Each mistake is subtle initially—but expensive over decades.
Conclusion
Retirement planning in India demands structured thinking, realistic inflation assumptions, disciplined investing and thoughtful asset allocation. It requires calculating your retirement corpus scientifically, building a long-term retirement investment plan anchored in equity growth, and complementing it with pension products for stability. For urban salaried professionals and dual-income families, financial independence is not achieved by optimism—it is achieved by consistency, mathematical clarity and annual refinement of strategy. The earlier you build this structure, the more control you retain over your future.
FAQs
1. How much money do I need to retire early in India?
The amount depends on your annual expenses, expected inflation and how long your retirement will last. A practical way to estimate is to first calculate your current annual expense, adjust it for 6 percent inflation until your retirement age, and then divide that number by 0.04 to estimate the required corpus using a safe withdrawal approach. For example, if your current annual expense is ₹10 lakh and you plan to retire in 25 years, your required retirement corpus could be around ₹10 crore or more. Early retirement increases the required corpus because you need to fund a longer retirement period.
2. Is it realistic to retire at 45 or 50 in India?
It is realistic only if your investment capacity is strong and consistent over 15 to 20 years. Retiring at 50 instead of 60 means you need to fund at least 10 additional years of living expenses. That significantly increases the corpus requirement. You must also plan for healthcare costs and market volatility. Early retirement planning demands aggressive accumulation in the early years and gradual capital protection as retirement approaches.
3. Should I invest only in mutual funds for retirement planning?
Equity mutual funds are essential for long term growth because they have the potential to beat inflation over decades. However, relying only on equity without asset allocation can be risky. A balanced retirement investment plan usually includes equity funds for growth and debt instruments such as EPF, PPF or debt funds for stability.
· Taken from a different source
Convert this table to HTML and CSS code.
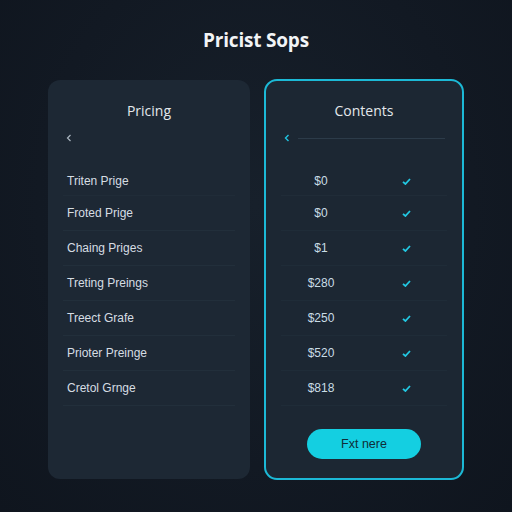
FILE: index.html
```html
<!DOCTYPE html>
<html>
<head>
<meta charset="utf-8">
<link rel="stylesheet" href="styles.css">
</head>
<body>
<main class="page">
  <h1 class="title">Pricist Sops</h1>
  <div class="cards">
    <section class="card">
      <h2 class="card-title">Pricing</h2>
      <div class="nav">
        <svg class="chev" width="6" height="8" viewBox="0 0 6 8"><polyline points="4.5,1 1.5,4 4.5,7" fill="none" stroke="#aab5bf" stroke-width="1.2"/></svg>
      </div>
      <ul class="rows">
        <li class="row">Triten Prige</li>
        <li class="row">Froted Prige</li>
        <li class="row">Chaing Priges</li>
        <li class="row">Treting Preings</li>
        <li class="row">Treect Grafe</li>
        <li class="row">Prioter Preinge</li>
        <li class="row">Cretol Grnge</li>
      </ul>
    </section>
    <section class="card card-active">
      <h2 class="card-title">Contents</h2>
      <div class="nav">
        <svg class="chev" width="6" height="8" viewBox="0 0 6 8"><polyline points="4.5,1 1.5,4 4.5,7" fill="none" stroke="#1fc3df" stroke-width="1.4"/></svg>
        <span class="nav-line"></span>
      </div>
      <ul class="rows">
        <li class="row price-row"><span class="price">$0</span><span class="check"><svg width="9" height="7" viewBox="0 0 9 7"><polyline points="1,3.8 3.4,6 8,1" fill="none" stroke="#22c8e2" stroke-width="1.8"/></svg></span></li>
        <li class="row price-row"><span class="price">$0</span><span class="check"><svg width="9" height="7" viewBox="0 0 9 7"><polyline points="1,3.8 3.4,6 8,1" fill="none" stroke="#22c8e2" stroke-width="1.8"/></svg></span></li>
        <li class="row price-row"><span class="price">$1</span><span class="check"><svg width="9" height="7" viewBox="0 0 9 7"><polyline points="1,3.8 3.4,6 8,1" fill="none" stroke="#22c8e2" stroke-width="1.8"/></svg></span></li>
        <li class="row price-row"><span class="price">$280</span><span class="check"><svg width="9" height="7" viewBox="0 0 9 7"><polyline points="1,3.8 3.4,6 8,1" fill="none" stroke="#22c8e2" stroke-width="1.8"/></svg></span></li>
        <li class="row price-row"><span class="price">$250</span><span class="check"><svg width="9" height="7" viewBox="0 0 9 7"><polyline points="1,3.8 3.4,6 8,1" fill="none" stroke="#22c8e2" stroke-width="1.8"/></svg></span></li>
        <li class="row price-row"><span class="price">$520</span><span class="check"><svg width="9" height="7" viewBox="0 0 9 7"><polyline points="1,3.8 3.4,6 8,1" fill="none" stroke="#22c8e2" stroke-width="1.8"/></svg></span></li>
        <li class="row price-row"><span class="price">$818</span><span class="check"><svg width="9" height="7" viewBox="0 0 9 7"><polyline points="1,3.8 3.4,6 8,1" fill="none" stroke="#22c8e2" stroke-width="1.8"/></svg></span></li>
      </ul>
      <button class="cta">Fxt nere</button>
    </section>
  </div>
</main>
</body>
</html>
```
FILE: styles.css
```css
* { box-sizing: border-box; }
html, body { margin: 0; padding: 0; }
body {
  width: 512px;
  height: 512px;
  background: radial-gradient(ellipse at 50% 40%, #17202b 0%, #121923 60%, #0f151e 100%);
  font-family: "Liberation Sans", Arial, sans-serif;
  color: #d3dae0;
  overflow: hidden;
}
.page {
  padding-top: 28px;
}
.title {
  margin: 0;
  text-align: center;
  font-family: "Open Sans", "Liberation Sans", sans-serif;
  font-weight: 700;
  font-size: 19px;
  line-height: 24px;
  color: #f2f4f6;
  letter-spacing: -0.2px;
}
.cards {
  margin-top: 28px;
  display: flex;
  justify-content: center;
  gap: 14px;
}
.card {
  width: 202px;
  height: 399px;
  background: #1d2834;
  border-radius: 12px;
  padding: 21px 15px 21px;
  display: flex;
  flex-direction: column;
}
.card-active {
  width: 200px;
  height: 401px;
  margin-top: -1px;
  background: #1c2733;
  border: 2px solid #1cb9d6;
  border-radius: 13px;
  padding: 20px 15px 19px;
}
.card-title {
  margin: 0;
  text-align: center;
  font-family: "Open Sans", "Liberation Sans", sans-serif;
  font-weight: 400;
  font-size: 14px;
  line-height: 20px;
  color: #e3e8ec;
}
.nav {
  margin-top: 7px;
  height: 20px;
  display: flex;
  align-items: center;
  padding-left: 3px;
  gap: 8px;
}
.chev { display: block; }
.nav-line {
  flex: 1;
  height: 1px;
  background: #2c3b49;
  margin-right: 2px;
}
.rows {
  list-style: none;
  margin: 13px 0 0;
  padding: 0;
}
.row {
  height: 35px;
  display: flex;
  align-items: center;
  padding-left: 4px;
  font-size: 12px;
  color: #d6dde3;
  border-bottom: 1px solid #222f3b;
}
.row:first-child {
  padding-top: 6px;
  border-bottom-color: #202c38;
}
.price-row {
  padding-left: 1px;
  border-bottom-color: #1f2c38;
}
.price {
  flex: 0 0 78px;
  text-align: center;
  color: #c9dde6;
}
.check {
  flex: 0 0 92px;
  display: flex;
  justify-content: center;
}
.check svg { display: block; }
.cta {
  margin: auto auto 0;
  width: 114px;
  height: 30px;
  border: none;
  border-radius: 15px;
  background: #14cfe1;
  color: #0f2d38;
  font-family: "Liberation Sans", Arial, sans-serif;
  font-size: 12.5px;
}
```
As you approach retirement, the allocation should gradually shift toward safer assets to protect accumulated wealth.
4. Can rental income alone fund my retirement?
In most urban Indian cities, rental yields are typically between 2 and 3 percent annually. This means a property worth ₹2 crore may generate only ₹4 to 6 lakh per year before maintenance costs and taxes. For most families, that is insufficient to sustain retirement expenses. Real estate can be part of the plan, but depending solely on rental income is risky due to vacancy periods, maintenance costs and low liquidity.
5. How often should I review my retirement plan?
Your retirement planning should be reviewed at least once every year. Income levels change, expenses increase, asset allocation drifts and inflation assumptions evolve. If you receive a salary increment or bonus, your SIP contribution should ideally increase as well. Regular review ensures that your retirement corpus target remains aligned with your lifestyle goals and financial capacity.